Schätzungsweise 1,7 Millionen Menschen, mehr als zwei Drittel der Bevölkerung des Gazastreifens, sind aus Rafah unter anderem in nördlich angrenzende Gebiete geflohen und dort auf einer Fläche von 69 km² eingepfercht. Hier müssen sie für einfache Zelte bis zu 700 Dollar zahlen. Auch sonst sind die Lebensbedingungen unvorstellbar. So müssen sich in dem von Israel als “humanitäre Zone” ausgewiesenen Al Mawasi über 4.000 Menschen eine einzige Toilette teilen. Zudem werden solche angeblich sicheren Gebiete immer wieder bombardiert. Dadurch starben letzte Woche dutzende vertriebene Menschen in ihren Zelten.  

Redaktionelle Informationen 

  • Oxfam fordert alle Kriegsparteien auf, sich auf einen sofortigen und dauerhaften Waffenstillstand zu einigen. Nur so kann Tod und Zerstörung ein Ende gesetzt, vollständiger und dauerhafter Zugang zu allen Grenzübergängen hergestellt und damit humanitäre Hilfe in vollem Umfang geleistet werden. 

  • Außerdem müssen alle Geiseln sofort freigelassen werden. Auch unrechtmäßig inhaftierte palästinensischen Gefangenen müssen freigelassen werden. 

  • Der Grenzübergang Rafah ist seit dem 6. Mai geschlossen, und über 2.000 LKW mit Hilfsgütern – in der Mehrzahl Lebensmittel – stecken in einem über 40 Kilometer langen Stau fest, der bis zur ägyptischen Stadt Arish zurückreicht. 

  • Die Genehmigungen für Hilfsorganisationen, für Aufnahme und Transport von Hilfsgütern innerhalb des Gazastreifens sowie zum Aufzutanken von Lastwagen, müssen von der israelischen Koordinations- und Verbindungsbehörde (CLA) bestätigt werden. 

  • Die Einzelheiten der Lebensmittelerhebung durch das Nutrition Cluster - bestehend aus Hilfsorganisationen, die in Gaza arbeiten, darunter Oxfam - finden sich in diesem OCHA-Update vom 27. Mai.  

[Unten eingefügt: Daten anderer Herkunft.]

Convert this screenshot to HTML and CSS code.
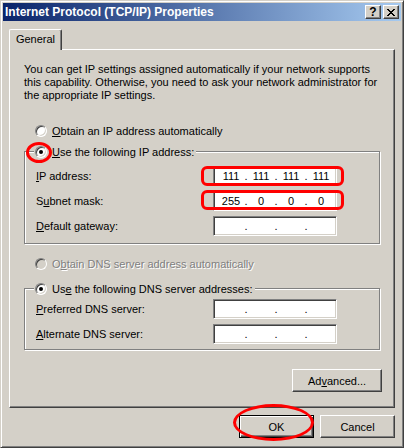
FILE: index.html
```html
<!DOCTYPE html>
<html lang="en">
<head>
  <meta charset="UTF-8" />
  <title>Internet Protocol (TCP/IP) Properties</title>
  <link rel="stylesheet" href="styles.css">
</head>
<body>
  <div class="window">
    <!-- Title bar -->
    <div class="titlebar">
      <span class="title">Internet Protocol (TCP/IP) Properties</span>
      <span class="tbtn help">?</span>
      <span class="tbtn close">
        <svg width="8" height="7" viewBox="0 0 8 7"><path d="M0 0h2v1h1v1h2v-1h1v-1h2v1h-1v1h-1v1h-1v1h1v1h1v1h1v1h-2v-1h-1v-1h-2v1h-1v1h-2v-1h1v-1h1v-1h1v-1h-1v-1h-1v-1h-1z" fill="#000"/></svg>
      </span>
    </div>

    <!-- Tabs -->
    <div class="tabs">
      <div class="tab">General</div>
    </div>

    <div class="panel">
      <p class="intro">You can get IP settings assigned automatically if your network supports<br>this capability. Otherwise, you need to ask your network administrator for<br>the appropriate IP settings.</p>

      <div class="option"><span class="radio"></span><span><u>O</u>btain an IP address automatically</span></div>

      <fieldset class="group group-ip">
        <legend><span class="radio checked"></span><span><u>U</u>se the following IP address:</span></legend>
        <div class="row"><span><u>I</u>P address:</span>
          <div class="ipbox"><span>111</span><i>.</i><span>111</span><i>.</i><span>111</span><i>.</i><span>111</span></div>
        </div>
        <div class="row"><span>S<u>u</u>bnet mask:</span>
          <div class="ipbox"><span>255</span><i>.</i><span>0</span><i>.</i><span>0</span><i>.</i><span>0</span></div>
        </div>
        <div class="row"><span><u>D</u>efault gateway:</span>
          <div class="ipbox"><span></span><i>.</i><span></span><i>.</i><span></span><i>.</i><span></span></div>
        </div>
      </fieldset>

      <div class="option disabled"><span class="radio"></span><span>O<u>b</u>tain DNS server address automatically</span></div>

      <fieldset class="group group-dns">
        <legend><span class="radio checked"></span><span>Us<u>e</u> the following DNS server addresses:</span></legend>
        <div class="row"><span><u>P</u>referred DNS server:</span>
          <div class="ipbox"><span></span><i>.</i><span></span><i>.</i><span></span><i>.</i><span></span></div>
        </div>
        <div class="row"><span><u>A</u>lternate DNS server:</span>
          <div class="ipbox"><span></span><i>.</i><span></span><i>.</i><span></span><i>.</i><span></span></div>
        </div>
      </fieldset>

      <div class="panel-actions">
        <button class="btn advanced">Ad<u>v</u>anced...</button>
      </div>
    </div>

    <div class="actions">
      <button class="btn default">OK</button>
      <button class="btn">Cancel</button>
    </div>

    <!-- red annotation marks -->
    <div class="mark mark-radio"></div>
    <div class="mark mark-box mark-ip"></div>
    <div class="mark mark-box mark-mask"></div>
    <div class="mark mark-ok"></div>
  </div>
</body>
</html>
```

FILE: styles.css
```css
body {
  margin: 0;
  font-family: "Liberation Sans", Arial, sans-serif;
  font-size: 11px;
  color: #000;
  background: #d4d0c8;
}
.window {
  position: relative;
  width: 404px;
  height: 448px;
  box-sizing: border-box;
  border: 1px solid;
  border-color: #d4d0c8 #404040 #404040 #d4d0c8;
  box-shadow: inset 1px 1px #fff, inset -1px -1px #808080;
  padding: 2px;
  background: #d4d0c8;
}
/* Title bar */
.titlebar {
  display: flex;
  align-items: center;
  gap: 2px;
  height: 18px;
  padding: 0 2px;
  background: linear-gradient(to right, #0a246a, #a6caf0);
}
.title {
  flex: 1;
  color: #fff;
  font-weight: bold;
  font-size: 12px;
}
.tbtn {
  display: flex;
  align-items: center;
  justify-content: center;
  width: 16px;
  height: 14px;
  box-sizing: border-box;
  border: 1px solid;
  border-color: #fff #404040 #404040 #fff;
  box-shadow: inset -1px -1px #808080;
  background: #d4d0c8;
  font-weight: bold;
  font-size: 12px;
  line-height: 12px;
}
/* Tabs */
.tabs {
  display: flex;
  margin: 8px 0 0 6px;
}
.tab {
  position: relative;
  z-index: 1;
  width: 53px;
  height: 21px;
  box-sizing: border-box;
  margin-bottom: -1px;
  border: 1px solid;
  border-bottom: 0;
  border-color: #fff #404040 #fff #fff;
  border-radius: 2px 2px 0 0;
  box-shadow: inset -1px 0 #808080;
  background: #d4d0c8;
  text-align: center;
  line-height: 19px;
}
.panel {
  height: 359px;
  margin: 0 6px;
  box-sizing: border-box;
  border: 1px solid;
  border-color: #fff #404040 #404040 #fff;
  box-shadow: inset -1px -1px #808080;
  padding: 13px 12px 0 14px;
}
.intro {
  margin: 0 0 22px;
  line-height: 13px;
  white-space: nowrap;
}
/* Radios */
.option, legend {
  display: flex;
  align-items: center;
  gap: 5px;
  height: 13px;
}
.option {
  margin-left: 11px;
}
.radio {
  position: relative;
  width: 12px;
  height: 12px;
  box-sizing: border-box;
  border-radius: 50%;
  border: 1px solid;
  border-color: #808080 #fff #fff #808080;
  box-shadow: inset 1px 1px #404040, inset -1px -1px #d4d0c8;
  background: #fff;
}
.radio.checked::after {
  content: "";
  position: absolute;
  left: 3px;
  top: 3px;
  width: 4px;
  height: 4px;
  border-radius: 50%;
  background: #000;
}
.disabled {
  color: #808080;
  text-shadow: 1px 1px #fff;
}
.disabled .radio {
  background: #d4d0c8;
}
/* Group boxes */
.group {
  margin: 8px 2px 0 0;
  border: 1px solid #808080;
  box-shadow: 1px 1px #fff, inset 1px 1px #fff;
  padding: 8px 42px 7px 11px;
}
.group legend {
  margin-left: -2px;
  padding: 0 2px 0 1px;
  background: #d4d0c8;
}
.group-dns {
  margin-top: 12px;
  padding-top: 4px;
  padding-bottom: 5px;
}
.option.disabled {
  margin-top: 13px;
}
.row {
  display: flex;
  align-items: center;
  justify-content: space-between;
  height: 20px;
}
.row + .row {
  margin-top: 5px;
}
.ipbox {
  display: flex;
  align-items: center;
  width: 124px;
  height: 20px;
  box-sizing: border-box;
  padding-left: 5px;
  border: 1px solid;
  border-color: #808080 #fff #fff #808080;
  box-shadow: inset 1px 1px #404040, inset -1px -1px #d4d0c8;
  background: #fff;
}
.ipbox span {
  width: 24px;
  text-align: center;
}
.ipbox i {
  width: 6px;
  font-style: normal;
  text-align: center;
}
/* Buttons */
.btn {
  height: 23px;
  box-sizing: border-box;
  padding: 0;
  border: 1px solid;
  border-color: #fff #404040 #404040 #fff;
  box-shadow: inset -1px -1px #808080;
  background: #d4d0c8;
  font-family: inherit;
  font-size: 11px;
  color: #000;
}
.btn.default {
  border-color: #000;
  box-shadow: inset 1px 1px #fff, inset -1px -1px #404040, inset -2px -2px #808080;
}
.panel-actions {
  display: flex;
  justify-content: flex-end;
  margin-top: 19px;
}
.advanced {
  width: 90px;
}
.actions {
  display: flex;
  justify-content: flex-end;
  gap: 6px;
  margin: 7px 6px 0 0;
}
.actions .btn {
  width: 75px;
}
/* Red marks drawn over the screenshot */
.mark {
  position: absolute;
  box-sizing: border-box;
  border: 3px solid #f00;
}
.mark-radio {
  left: 25px;
  top: 141px;
  width: 26px;
  height: 21px;
  border-radius: 50%;
}
.mark-box {
  left: 200px;
  width: 143px;
  height: 20px;
  border-radius: 6px;
}
.mark-ip {
  top: 165px;
}
.mark-mask {
  top: 189px;
}
.mark-ok {
  left: 232px;
  top: 403px;
  width: 81px;
  height: 37px;
  border-radius: 50%;
}
```
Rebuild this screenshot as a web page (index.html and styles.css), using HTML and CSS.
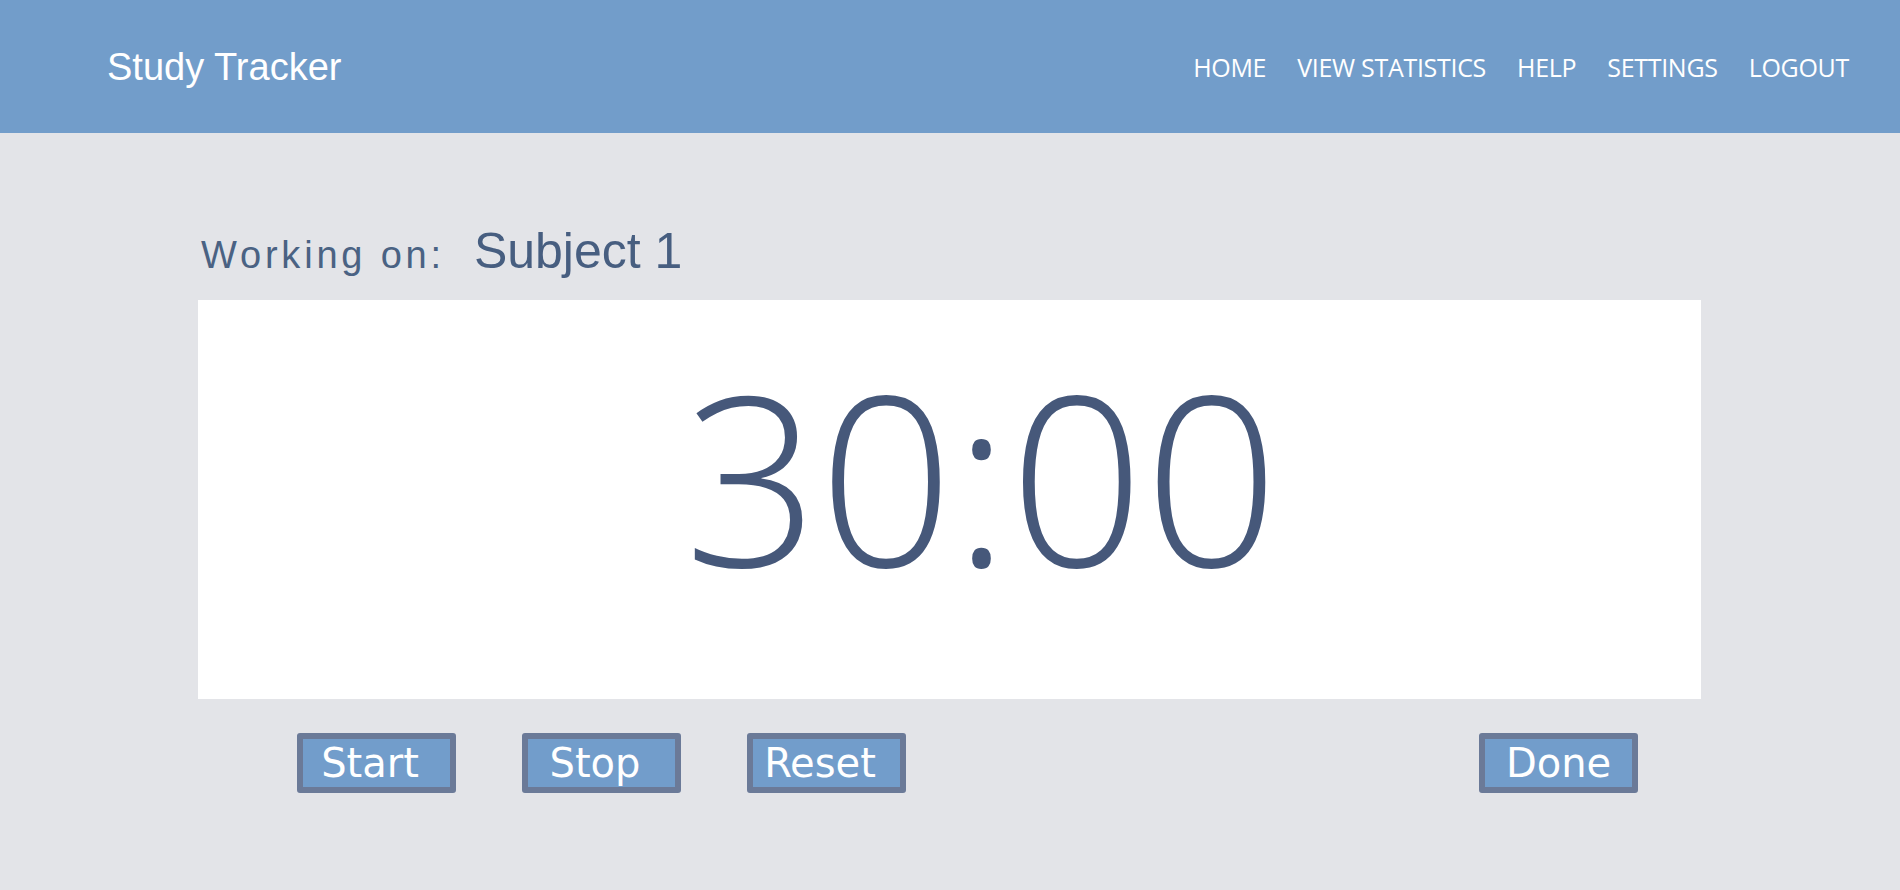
FILE: index.html
```html
<!DOCTYPE html>
<html lang="en">
<head>
<meta charset="utf-8">
<title>Study Tracker</title>
<link rel="stylesheet" href="styles.css">
</head>
<body>
<header class="topbar">
  <div class="brand">Study Tracker</div>
  <nav class="nav">
    <a href="#" class="nav-link">HOME</a>
    <a href="#" class="nav-link">VIEW STATISTICS</a>
    <a href="#" class="nav-link">HELP</a>
    <a href="#" class="nav-link">SETTINGS</a>
    <a href="#" class="nav-link">LOGOUT</a>
  </nav>
</header>
<main class="main">
  <div class="working">
    <span class="working-label">Working on:</span>
    <span class="working-subject">Subject 1</span>
  </div>
  <section class="timer-card">
    <div class="timer">30:00</div>
  </section>
  <div class="controls">
    <button class="btn">Start</button>
    <button class="btn">Stop</button>
    <button class="btn">Reset</button>
    <button class="btn btn-done">Done</button>
  </div>
</main>
</body>
</html>
```
FILE: styles.css
```css
html, body {
  margin: 0;
  padding: 0;
}
body {
  background: #e3e4e8;
  width: 1900px;
  height: 890px;
  overflow: hidden;
  font-family: "Liberation Sans", Arial, sans-serif;
}
.topbar {
  height: 133px;
  background: #729dca;
  display: flex;
  align-items: center;
  justify-content: space-between;
  padding: 0 51px 0 107px;
}
.brand {
  color: #ffffff;
  font-family: "Liberation Sans", Arial, sans-serif;
  font-size: 38px;
  padding-top: 2px;
}
.nav {
  display: flex;
  gap: 31px;
}
.nav-link {
  color: #ffffff;
  text-decoration: none;
  font-family: "Open Sans", sans-serif;
  font-size: 25px;
  letter-spacing: -0.3px;
}
.main {
  margin-left: 198px;
  width: 1503px;
  padding-top: 94px;
}
.working {
  height: 73px;
  display: flex;
  align-items: baseline;
  padding-left: 3px;
  color: #4a6283;
  line-height: 48px;
}
.working-label {
  font-size: 38px;
  letter-spacing: 3.8px;
}
.working-subject {
  font-size: 50px;
  margin-left: 29px;
  color: #475e80;
}
.timer-card {
  background: #ffffff;
  height: 399px;
  box-sizing: border-box;
  padding: 58px 0 0 64px;
  text-align: center;
}
.timer {
  font-family: "Open Sans", sans-serif;
  font-weight: 300;
  font-size: 236px;
  line-height: 1;
  color: #46587a;
}
.controls {
  display: flex;
  gap: 66px;
  padding: 0 63px 0 99px;
  margin-top: 34px;
}
.btn {
  width: 159px;
  height: 60px;
  box-sizing: border-box;
  background: #729dcb;
  border: 6px solid #6b7a98;
  border-radius: 3px;
  color: #ffffff;
  font-family: "DejaVu Sans", Verdana, sans-serif;
  font-size: 40px;
  line-height: 48px;
  padding: 0 13px 0 0;
  text-align: center;
}
.btn-done {
  margin-left: auto;
  padding: 0;
}
```
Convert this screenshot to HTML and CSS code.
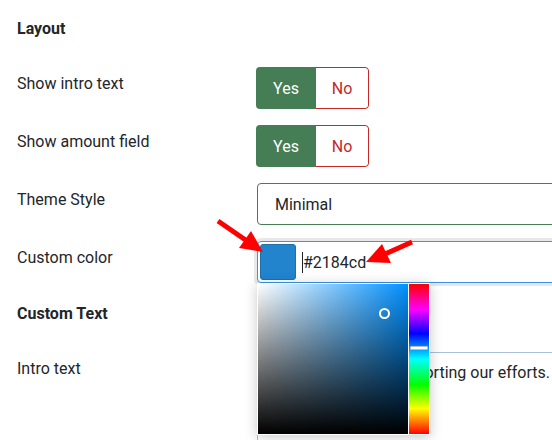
FILE: index.html
```html
<!DOCTYPE html>
<html>
<head>
<meta charset="utf-8">
<link rel="stylesheet" href="styles.css">
</head>
<body>
<div class="page">
  <h3 class="section-title">Layout</h3>
  <div class="row">
    <div class="label">Show intro text</div>
    <div class="control">
      <div class="switch"><span class="yes">Yes</span><span class="no">No</span></div>
    </div>
  </div>
  <div class="row">
    <div class="label">Show amount field</div>
    <div class="control">
      <div class="switch"><span class="yes">Yes</span><span class="no">No</span></div>
    </div>
  </div>
  <div class="row">
    <div class="label">Theme Style</div>
    <div class="control">
      <div class="select">Minimal</div>
    </div>
  </div>
  <div class="row">
    <div class="label">Custom color</div>
    <div class="control">
      <div class="color-input">
        <span class="swatch"></span>
        <span class="caret"></span>
        <span class="color-value">#2184cd</span>
        <div class="picker">
          <div class="sat">
            <span class="sat-marker"></span>
          </div>
          <div class="hue">
            <span class="hue-marker"></span>
          </div>
        </div>
      </div>
    </div>
  </div>
  <h3 class="section-title second">Custom Text</h3>
  <div class="row">
    <div class="label">Intro text</div>
    <div class="control">
      <div class="textarea">Thank you for supporting our efforts.</div>
    </div>
  </div>
</div>
<svg class="arrows" width="552" height="440" viewBox="0 0 552 440">
  <line x1="218" y1="221" x2="247" y2="241" stroke="#ff0000" stroke-width="5"/>
  <polygon points="263,252 239,248 251,231" fill="#ff0000"/>
  <line x1="412" y1="242" x2="385" y2="254" stroke="#ff0000" stroke-width="5"/>
  <polygon points="366,262 382,244 391,263" fill="#ff0000"/>
</svg>
</body>
</html>
```
FILE: styles.css
```css
html, body {
  margin: 0;
  padding: 0;
}
body {
  font-family: Roboto, "Noto Sans", sans-serif;
  color: #22262a;
  background: #fff;
  width: 552px;
  height: 440px;
  overflow: hidden;
  position: relative;
  font-size: 16px;
}
.page {
  padding: 17px 0 0 17px;
}
.section-title {
  font-size: 16px;
  font-weight: 700;
  line-height: 24px;
  margin: 0 0 26px;
}
.section-title.second {
  padding-top: 3px;
}
.row {
  display: flex;
  margin-bottom: 16px;
}
.label {
  width: 240px;
  flex: none;
  padding-top: 5px;
  line-height: 24px;
}
.control {
  width: 420px;
  flex: none;
}
.switch {
  display: inline-flex;
  height: 42px;
  margin-left: -1px;
  border-radius: 4px;
  overflow: hidden;
}
.yes {
  width: 60px;
  background: #457d54;
  color: #fff;
  display: flex;
  align-items: center;
  justify-content: center;
}
.no {
  width: 53px;
  box-sizing: border-box;
  border: 1px solid #c52827;
  border-left: none;
  border-radius: 0 4px 4px 0;
  color: #c52827;
  display: flex;
  align-items: center;
  justify-content: center;
}
.select {
  height: 42px;
  box-sizing: border-box;
  border: 1px solid #457d54;
  border-radius: 4px;
  padding: 0 17px;
  display: flex;
  align-items: center;
}
.color-input {
  position: relative;
  height: 42px;
  box-sizing: border-box;
  border: 1px solid #3d93e0;
  border-radius: 4px;
  box-shadow: 0 0 0 3px #e8e8e8;
  display: flex;
  align-items: center;
  padding-left: 2px;
}
.swatch {
  width: 36px;
  height: 36px;
  box-sizing: border-box;
  background: #2184cd;
  border: 1px solid #1c70ae;
  border-radius: 3px;
  flex: none;
}
.caret {
  width: 1px;
  height: 21px;
  background: #222;
  margin-left: 6px;
}
.color-value {
  margin-left: 0;
}
.picker {
  position: absolute;
  left: -1px;
  top: 41px;
  padding: 1px;
  background: #fff;
  display: flex;
  gap: 1px;
  box-shadow: 0 2px 12px rgba(0, 0, 0, 0.22);
  z-index: 2;
}
.sat {
  position: relative;
  width: 150px;
  height: 150px;
  background:
    linear-gradient(to top, #000, rgba(0, 0, 0, 0)),
    linear-gradient(to right, #fff, rgba(255, 255, 255, 0)),
    hsl(206, 100%, 50%);
}
.sat-marker {
  position: absolute;
  left: 121px;
  top: 24px;
  width: 11px;
  height: 11px;
  box-sizing: border-box;
  border: 2px solid #fff;
  border-radius: 50%;
}
.hue {
  position: relative;
  width: 20px;
  height: 150px;
  background: linear-gradient(to bottom, #ff0000, #ff00ff 17%, #0000ff 33%, #00ffff 50%, #00ff00 67%, #ffff00 83%, #ff0000);
}
.hue-marker {
  position: absolute;
  left: 1px;
  top: 62px;
  width: 18px;
  height: 4px;
  box-sizing: border-box;
  background: #fff;
  border: 1px solid #bbb;
  border-radius: 1px;
}
.textarea {
  height: 120px;
  box-sizing: border-box;
  border: 1px solid #a9c0da;
  border-radius: 4px;
  padding: 8px 17px 8px 30px;
  line-height: 24px;
  white-space: nowrap;
}
.arrows {
  position: absolute;
  left: 0;
  top: 0;
  pointer-events: none;
  z-index: 5;
}
```
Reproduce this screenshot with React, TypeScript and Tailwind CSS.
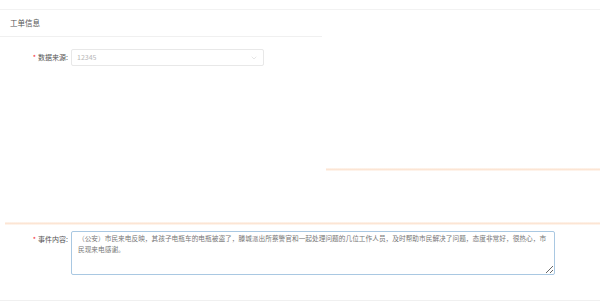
import { ChevronDown } from "lucide-react";

const content =
  "（公安）市民来电反映，其孩子电瓶车的电瓶被盗了，滕城派出所蔡警官和一起处理问题的几位工作人员，及时帮助市民解决了问题，态度非常好，很热心，市民现来电感谢。";

export default function App() {
  return (
    <div
      className="w-[600px] h-[303px] bg-white overflow-hidden pt-[9px]"
      style={{ fontFamily: "'Noto Sans CJK SC', 'Noto Sans', sans-serif" }}
    >
      {/* header */}
      <div className="w-full border-t border-[#f2f2f2]">
        <div className="w-[322px] h-[27px] border-b border-[#f0f0f0] flex items-center pl-[10px]">
          <span className="text-[7.5px] text-[#555]">工单信息</span>
        </div>
      </div>

      {/* form body */}
      <div className="flex h-[185px]">
        <div className="w-[322px] pt-[12px]">
          <div className="flex items-center">
            <div className="w-[71px] flex justify-end items-center pr-[3px] text-[7px] text-[#555]">
              <span className="text-[#f5222d] mr-[2px] text-[7px] leading-none">*</span>
              <span>数据来源:</span>
            </div>
            <div className="w-[193px] h-[17px] border border-[#e8e8e8] rounded-[2px] flex items-center justify-between pl-[5px] pr-[5px]">
              <span className="text-[7px] text-[#b8b8b8]">12345</span>
              <ChevronDown size={8} strokeWidth={1.5} className="text-[#cccccc]" />
            </div>
          </div>
        </div>
        <div className="flex-1 pt-[131px] pl-[4px]">
          <div className="h-[3px] bg-gradient-to-b from-[#fef6f0] via-[#fce5d4] to-[#fffaf6]"></div>
        </div>
      </div>

      <div className="ml-[5px] h-[3px] bg-gradient-to-b from-[#fef6f0] via-[#fce5d4] to-[#fffaf6]"></div>

      {/* event content */}
      <div className="flex items-start mt-[6px]">
        <div className="w-[71px] h-[16px] flex justify-end items-center pr-[3px] text-[7px] text-[#555]">
          <span className="text-[#f5222d] mr-[2px] text-[7px] leading-none">*</span>
          <span>事件内容:</span>
        </div>
        <textarea
          readOnly
          defaultValue={content}
          className="w-[484px] h-[44px] border border-[#a9c8e2] rounded-[2px] px-[6px] pt-[1px] text-[6.7px] leading-[11px] text-[#777] outline-none resize-y"
          style={{ fontFamily: "'Noto Sans CJK SC', 'Noto Sans', sans-serif" }}
        />
      </div>

      <div className="mt-[25px] border-t border-[#f0f0f0]"></div>
    </div>
  );
}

  • Es wird geschätzt, dass sich mindestens 550.000 Menschen in Al-Mawasi aufhalten. Derzeit sind nur 121 Toiletten installiert. Geht man von einer konservativ geschätzten Zahl von 500.000 Menschen aus, so kommen 4.132 Menschen auf eine Toilette. 

  • Der UNRWA-Tracker zeigt die Hilfslieferungen, die über den Kerem-Shalom-Übergang in den Gazastreifen kamen und vom 6. bis 31. Mai abgeholt werden konnten. 

  • Im März hat die sog. Integrierte Klassifizierung der Ernährungssicherheitsphasen (Integrated Food Security Phase Classification, IPC) in ihrem Bericht festgestellt, dass im nördlichen Gazastreifen ab Mai eine Hungersnot droht und dass die Hälfte der Gesamtbevölkerung (1,1 Millionen Menschen) bis Mitte Juli von einer katastrophalen Nahrungsmittelknappheit bedroht sein wird. 

  • Daniel Hagari, Sprecher der israelischen Regierung, gab am 6. Mai diese Erklärung zur humanitären Unterstützung ab.